The reverse formula is: Annual Salary = Hourly Rate x Hours Per Week x Weeks Per Year. As with salary-to-hourly conversion, the result is only as useful as the assumptions. If the work is seasonal, inconsistent, or unpaid during leave, adjust the weeks accordingly.
If you are choosing between a salary and an hourly contract, run both directions. Convert the salary to hourly, convert the hourly rate to annual income, then compare benefits, expenses, and risk separately.
The basic salary-to-hourly formula
Divide annual gross salary by total paid hours. Paid hours are weekly contracted hours multiplied by paid weeks in the year.
For example, an 80,000 salary over 40 hours and 52 paid weeks equals 80,000 ÷ 2,080, or about 38.46 per paid hour.
Paid time changes the interpretation
A salaried employee may receive paid vacation and public holidays. Those weeks still count as paid weeks even though fewer hours are actively worked.
Use 52 paid weeks when salary continues during leave. Use fewer weeks only when the annual figure represents unpaid or seasonal work.
Add benefits and overtime separately
Hourly equivalence does not automatically value health coverage, retirement contributions, bonuses, equipment, or paid training. These can materially change a comparison.
Also review whether weekly hours regularly exceed the contract. Dividing salary by realistic hours can be more informative than using the nominal schedule.
- Employer-paid benefits
- Bonuses and commissions
- Typical overtime
- Paid leave and training
Do not use salary hourly pay as a freelance rate
A freelance rate must cover business expenses, unpaid administration, sales time, leave, and gaps between projects. The salary equivalent is a useful reference, not a sustainable client rate.

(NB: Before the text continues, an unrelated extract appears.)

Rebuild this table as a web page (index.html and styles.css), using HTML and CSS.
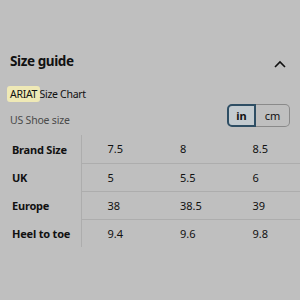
FILE: index.html
```html
<!DOCTYPE html>
<html>
<head>
<meta charset="utf-8">
<link rel="stylesheet" href="styles.css">
</head>
<body>
<div class="panel">
  <div class="head">
    <h1 class="title">Size guide</h1>
    <svg class="chev" width="14" height="10" viewBox="0 0 14 10"><path d="M2 8 L7 3 L12 8" fill="none" stroke="#111" stroke-width="1.6"/></svg>
  </div>
  <div class="chart"><span class="brand">ARIAT</span> Size Chart</div>
  <div class="unitrow">
    <span class="sub">US Shoe size</span>
    <div class="toggle">
      <span class="seg on">in</span>
      <span class="seg">cm</span>
    </div>
  </div>
  <table class="tbl">
    <tr><th>Brand Size</th><td>7.5</td><td>8</td><td>8.5</td></tr>
    <tr><th>UK</th><td>5</td><td>5.5</td><td>6</td></tr>
    <tr><th>Europe</th><td>38</td><td>38.5</td><td>39</td></tr>
    <tr><th>Heel to toe</th><td>9.4</td><td>9.6</td><td>9.8</td></tr>
  </table>
</div>
</body>
</html>
```
FILE: styles.css
```css
html, body {
  margin: 0;
  padding: 0;
  background: #bfbfbf;
}
body {
  width: 300px;
  height: 300px;
  overflow: hidden;
  font-family: "Noto Sans", "DejaVu Sans", sans-serif;
  color: #111;
}
.panel {
  padding: 50px 10px 0 10px;
}
.head {
  display: flex;
  justify-content: space-between;
  align-items: center;
  height: 22px;
}
.title {
  margin: 0;
  font-size: 13.5px;
  font-weight: 700;
  letter-spacing: -0.4px;
}
.chev {
  margin-right: 3px;
  margin-top: 6px;
}
.chart {
  margin-top: 14px;
  font-size: 10.5px;
  letter-spacing: -0.3px;
  line-height: 16px;
}
.brand {
  background: #efe9b6;
  border-radius: 3px;
  padding: 1px 3px;
  margin-left: -3px;
  margin-right: -3px;
}
.unitrow {
  display: flex;
  justify-content: space-between;
  align-items: center;
  margin-top: 1px;
}
.sub {
  font-size: 10.5px;
  letter-spacing: -0.2px;
  color: #4a4a4a;
  margin-top: 10px;
}
.toggle {
  display: flex;
  height: 23px;
  margin-left: auto;
}
.seg {
  box-sizing: border-box;
  display: flex;
  align-items: center;
  justify-content: center;
  font-size: 11px;
  border: 1px solid #8a8a8a;
  border-left: none;
  width: 34px;
  border-radius: 0 5px 5px 0;
}
.seg.on {
  width: 29px;
  border: 2px solid #2e4e64;
  background: #c3cbd0;
  border-radius: 5px 0 0 5px;
  font-weight: 700;
}
.tbl {
  margin-top: 8px;
  border-collapse: collapse;
  width: 290px;
  font-size: 11px;
}
.tbl tr {
  height: 28px;
}
.tbl th {
  text-align: left;
  font-weight: 700;
  width: 70px;
  border-right: 1px solid #adadad;
  padding: 0 0 0 2px;
  letter-spacing: -0.2px;
}
.tbl td {
  padding: 0 0 0 25px;
  width: 48px;
  border-bottom: 1px solid #adadad;
}
.tbl tr:last-child td {
  border-bottom: none;
}
```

Use the salary calculator for comparison, then use the freelance rate calculator for business planning.
Actionable tips
What to do next
- Use actual weekly hours rather than an ideal schedule.
- Compare paid weeks and active working weeks separately when needed.
- Add benefits, overtime, and deductions as separate context.
- Use hourly-to-salary when you start from an hourly rate.
- Use a freelance hourly rate calculator before quoting independent work.